▶ **Written task**
Below are the records. List every line holding the word "this".

▶ **Records provided**
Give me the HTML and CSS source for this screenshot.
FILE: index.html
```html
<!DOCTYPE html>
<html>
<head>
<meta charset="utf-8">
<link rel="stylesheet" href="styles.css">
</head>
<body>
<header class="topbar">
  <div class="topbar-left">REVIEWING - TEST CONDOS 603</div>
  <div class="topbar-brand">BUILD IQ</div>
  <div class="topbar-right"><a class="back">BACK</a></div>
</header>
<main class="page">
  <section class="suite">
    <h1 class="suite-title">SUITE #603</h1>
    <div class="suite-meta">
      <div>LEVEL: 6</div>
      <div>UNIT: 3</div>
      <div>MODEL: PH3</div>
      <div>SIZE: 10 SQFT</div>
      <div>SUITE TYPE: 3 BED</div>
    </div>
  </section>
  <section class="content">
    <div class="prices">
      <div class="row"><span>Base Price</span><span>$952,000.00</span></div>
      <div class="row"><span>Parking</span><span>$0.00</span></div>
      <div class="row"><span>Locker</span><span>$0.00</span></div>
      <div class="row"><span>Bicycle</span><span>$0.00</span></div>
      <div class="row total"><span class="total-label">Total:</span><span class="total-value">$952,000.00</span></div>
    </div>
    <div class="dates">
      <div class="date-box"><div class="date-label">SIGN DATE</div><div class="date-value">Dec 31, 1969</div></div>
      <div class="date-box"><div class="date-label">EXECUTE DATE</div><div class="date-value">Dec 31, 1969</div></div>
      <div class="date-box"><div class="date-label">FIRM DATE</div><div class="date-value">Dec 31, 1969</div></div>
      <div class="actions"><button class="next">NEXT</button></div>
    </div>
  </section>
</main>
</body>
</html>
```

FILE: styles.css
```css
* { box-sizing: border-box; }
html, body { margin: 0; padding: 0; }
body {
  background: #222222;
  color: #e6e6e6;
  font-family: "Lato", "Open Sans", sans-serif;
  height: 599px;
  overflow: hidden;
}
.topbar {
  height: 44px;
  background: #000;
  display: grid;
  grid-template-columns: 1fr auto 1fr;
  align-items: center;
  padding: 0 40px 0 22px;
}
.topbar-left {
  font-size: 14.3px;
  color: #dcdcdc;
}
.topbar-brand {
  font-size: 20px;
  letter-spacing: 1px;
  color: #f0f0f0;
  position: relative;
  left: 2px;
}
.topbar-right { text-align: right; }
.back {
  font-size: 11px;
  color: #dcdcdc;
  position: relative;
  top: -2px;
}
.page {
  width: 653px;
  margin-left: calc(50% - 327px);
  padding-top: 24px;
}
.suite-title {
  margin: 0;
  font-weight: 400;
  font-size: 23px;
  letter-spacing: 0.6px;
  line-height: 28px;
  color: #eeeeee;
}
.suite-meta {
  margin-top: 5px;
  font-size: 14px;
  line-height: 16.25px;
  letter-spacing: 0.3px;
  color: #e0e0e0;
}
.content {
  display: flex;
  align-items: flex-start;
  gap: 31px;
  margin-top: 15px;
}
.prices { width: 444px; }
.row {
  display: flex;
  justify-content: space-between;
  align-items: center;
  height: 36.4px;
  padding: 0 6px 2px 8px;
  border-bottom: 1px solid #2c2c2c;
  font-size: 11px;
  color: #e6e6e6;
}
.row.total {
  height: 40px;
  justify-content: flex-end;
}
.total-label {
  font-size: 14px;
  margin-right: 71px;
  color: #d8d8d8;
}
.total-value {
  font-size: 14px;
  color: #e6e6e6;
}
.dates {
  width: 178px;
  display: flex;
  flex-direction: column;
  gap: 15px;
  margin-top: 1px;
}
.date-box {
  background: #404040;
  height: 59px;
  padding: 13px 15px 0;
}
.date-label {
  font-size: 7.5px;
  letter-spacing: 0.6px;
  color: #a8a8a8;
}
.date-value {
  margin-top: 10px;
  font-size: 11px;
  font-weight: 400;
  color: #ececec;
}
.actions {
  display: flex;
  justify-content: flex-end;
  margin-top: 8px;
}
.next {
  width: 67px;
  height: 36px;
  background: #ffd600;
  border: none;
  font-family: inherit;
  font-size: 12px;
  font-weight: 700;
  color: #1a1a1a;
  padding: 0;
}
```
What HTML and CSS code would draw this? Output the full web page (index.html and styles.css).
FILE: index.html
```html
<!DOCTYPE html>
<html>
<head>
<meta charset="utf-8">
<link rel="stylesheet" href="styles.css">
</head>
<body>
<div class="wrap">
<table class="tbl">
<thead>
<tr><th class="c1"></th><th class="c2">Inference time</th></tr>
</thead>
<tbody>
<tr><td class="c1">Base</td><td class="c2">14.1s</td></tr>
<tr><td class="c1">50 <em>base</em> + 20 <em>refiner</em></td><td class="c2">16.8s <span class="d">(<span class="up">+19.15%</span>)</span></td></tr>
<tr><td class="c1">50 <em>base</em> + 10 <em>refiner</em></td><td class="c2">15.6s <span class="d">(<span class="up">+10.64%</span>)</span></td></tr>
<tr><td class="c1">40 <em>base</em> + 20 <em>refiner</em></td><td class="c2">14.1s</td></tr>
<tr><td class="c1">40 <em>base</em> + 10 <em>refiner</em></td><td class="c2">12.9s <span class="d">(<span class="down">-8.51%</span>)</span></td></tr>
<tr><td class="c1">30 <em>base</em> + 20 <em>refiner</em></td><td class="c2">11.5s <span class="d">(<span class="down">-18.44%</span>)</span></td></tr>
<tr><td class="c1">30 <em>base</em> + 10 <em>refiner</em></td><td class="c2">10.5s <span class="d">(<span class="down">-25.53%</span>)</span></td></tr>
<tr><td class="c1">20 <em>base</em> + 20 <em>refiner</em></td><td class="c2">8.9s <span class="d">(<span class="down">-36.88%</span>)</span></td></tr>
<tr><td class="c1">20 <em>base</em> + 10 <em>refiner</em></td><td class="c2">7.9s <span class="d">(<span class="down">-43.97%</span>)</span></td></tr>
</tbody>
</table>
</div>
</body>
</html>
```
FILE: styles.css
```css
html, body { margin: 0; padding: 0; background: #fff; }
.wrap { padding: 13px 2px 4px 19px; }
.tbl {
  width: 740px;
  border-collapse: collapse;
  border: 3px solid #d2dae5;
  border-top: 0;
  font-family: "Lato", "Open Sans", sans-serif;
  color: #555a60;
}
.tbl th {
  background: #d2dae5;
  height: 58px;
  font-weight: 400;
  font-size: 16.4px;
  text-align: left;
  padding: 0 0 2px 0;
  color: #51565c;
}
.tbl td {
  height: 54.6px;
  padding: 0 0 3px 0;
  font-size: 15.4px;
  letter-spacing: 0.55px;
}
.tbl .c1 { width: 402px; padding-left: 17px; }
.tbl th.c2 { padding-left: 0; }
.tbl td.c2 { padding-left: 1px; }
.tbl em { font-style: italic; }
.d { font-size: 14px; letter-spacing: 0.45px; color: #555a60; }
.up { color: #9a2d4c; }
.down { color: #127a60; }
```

▶ **Final result**
Give me the HTML and CSS source for this screenshot.
What HTML and CSS code would draw this? Output the full web page (index.html and styles.css).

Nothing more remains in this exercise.